Ukraine Military Audit Reveals Total Cost of Violations

0
30

A crackdown on corruption in Ukraine’s Defense Ministry has uncovered violations costing more than a quarter of a billion dollars, according to Kyiv.

Ukrainian Defense Minister Rustem Umerov said that an internal audit of the ministry he heads found financial violations over the last four months worth 10 billion hryvnia—in the Ukrainian currency—or $260 million, as he vowed that authorities would “respond harshly to all cases.”

He said that reports about arrests and criminal charges are among changes to how the ministry operates “that will be noticed more and more frequently.”

Ukraine has applied to join the European Union and is particularly sensitive to claims of corruption especially given the wrangle on both sides of the Atlantic over its allies’ continued financial aid to fight Russia.

In September, Ukrainian President Volodymyr Zelensky appointed Umerov following the resignation of Oleksii Reznikov after scandals involving inflated prices for food supplies and low-quality military jackets for troops fighting against Russia.

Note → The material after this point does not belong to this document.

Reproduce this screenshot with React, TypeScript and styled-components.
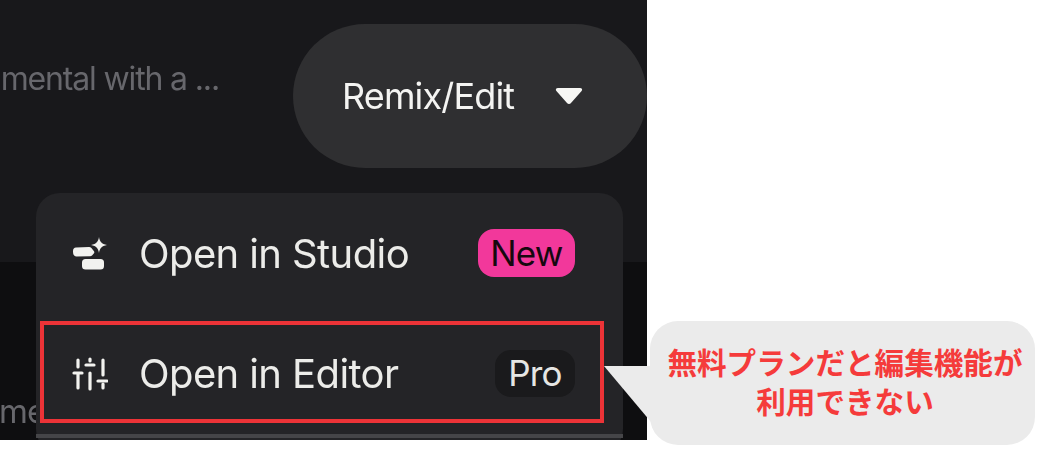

Ukraine’s Minister of Defense Rustem Umerov on December 12, 2023 in Kyiv, Ukraine. He has said that a clampdown on corruption in Ukraine’s military has found $260 million worth of violations.
Yan Dobronosov/Getty Images

Reznikov was not personally implicated in the claims but admitted in his resignation letter he had not effectively dealt with the scandals and that they were bad PR domestically.

In August 2023, Zelensky fired the heads of regional military recruitment centers who allegedly took bribes from those looking to avoid fighting and said that increased transparency in defense procurement would be one of Umerov’s tasks.

Umerov wrote in a Facebook post on Monday his Defense Ministry had been working with law enforcement agencies “to clean the system from unscrupulous participants—inside the institution and outside.”

He said that over the past month, the ministry had saved 3.5 billion hryvnia ($91 million) on purchases of non-lethal equipment. The ministry has also worked with Ukraine’s State Security Service (SBU) to eliminate a corruption scheme for the purchase of ammunition worth 1.5 billion hryvnia ($39 million).

Ukraine is looking at implementing a procurement program in line with NATO standards “to ensure the continued delivery of weapons and non-lethal supplies to the Armed Forces.”

“From now on, the Ministry of Defense sets the rules of the game, forms policies, controls the bids,” added Umerov, whose office Newsweek has contacted for comment.

It comes amid reports in Ukrainian media that Lviv businessman Ihor Hrynkevych was detained while allegedly trying to offer a $500,000 bribe to a State Bureau of Investigations official to return his companies’ property seized in a probe.

Hrynkevych’s companies are being investigated on army procurement violations with the State Bureau of Investigations finding only two out of 23 contracts to supply clothes for the military had been fulfilled, The Kyiv Independent reported.